Fortegra Financial provides payment protection and other insurance services. It has worked to expand its product offerings in the fastest-growing areas of insurance to increase its customer base while meeting their biggest demands. That growth potential is strong, and a string of acquisitions will also help build the company’s business and open up new sources of revenue.
FRF began as a credit insurer in the southern U.S. in the late 1970s, but has since developed into a “revenue enhancer” for its corporate customers throughout the country with its credit insurance, service contracts and warranty products. The company also administers direct response marketing for insurance companies, and has a wholesale insurance brokerage unit.
Fortegra’s three operating units are Payment Protection, Brokerage (although it recently sold its Bliss and Glennon and eReinsurance.com insurance brokerage companies to AmWins Holdings LLC, which will enable FRF to deleverage its balance sheet and gain additional capacity for stock buybacks in the future), and Business Process Outsourcing.
These three business segments are what make FRF stock tick now, but this is not a company to rest on its laurels. Management is focused on innovation and expanding into new products and services, and will also look to move into new geographic markets in the U.S.
Management has made several acquisitions over the years (spending more than $100 million since 2009), and they will continue to be an avenue of growth for FRF stock into the future.
Also keep in mind that Fortegra Financial is 63% owned by private equity firm Summit Partners. With such a dominant ownership, Summit cannot be pleased that FRF stock is trading well below its June 2010 IPO price of $11, and probably will consider all methods to raise the stock price, including a sale of the company. In fact, management recently indicated it would consider all alternatives to add to shareholder value, so I’m watching closely for a buyout at what I expect would be a nice premium to the current FRF stock price.
Fortegra is certainly a very attractive candidate, and has reported good earnings since becoming a public company (albeit, they’ve occasionally disappointed analysts). While the most recent report was just shy of the Street’s estimates, management guided for an improved fourth quarter.

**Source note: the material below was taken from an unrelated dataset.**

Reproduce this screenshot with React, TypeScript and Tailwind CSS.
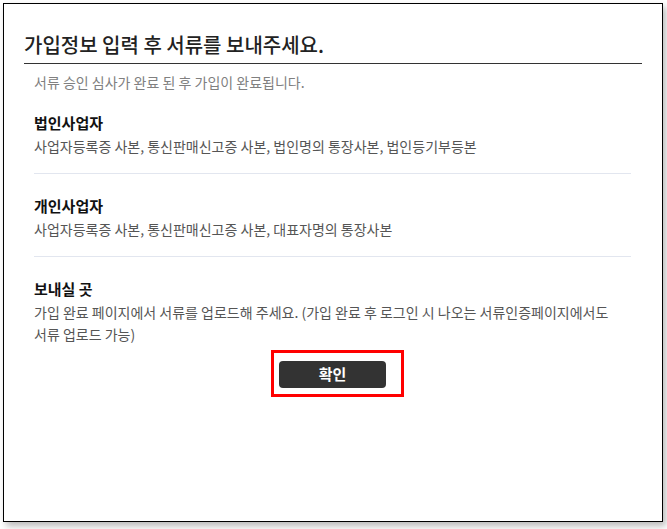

Based on FRF’s solid track record, I expect it to move higher in the coming months. I like that much of the company’s revenue is recurring in nature, thanks to the client relationships it has built in its 30-year history. I also have a lot of confidence in Chairman and CEO Richard Kahlbaugh, whose previous experience as president and CEO of Volvo’s Global Insurance Group gives him considerable experience with the company’s products.
Fortegra Financial has the recurring revenue and predictable earnings model that is currently in favor with the market. Further growth is ahead, and FRF definitely is a possible takeover target. Even so, management has internal growth plans and is cutting costs, so I like its potential.
FRF also is a small-cap stock, and those tend to do better at the beginning and the end of the year.
In addition, FRF stock is cheap right now at just more than 9 times expected 2014 earnings, is deleveraging its balance sheet and gaining additional capacity for stock buybacks in the future.
All that makes FRF the perfect pick for the Best Stocks for 2014 contest.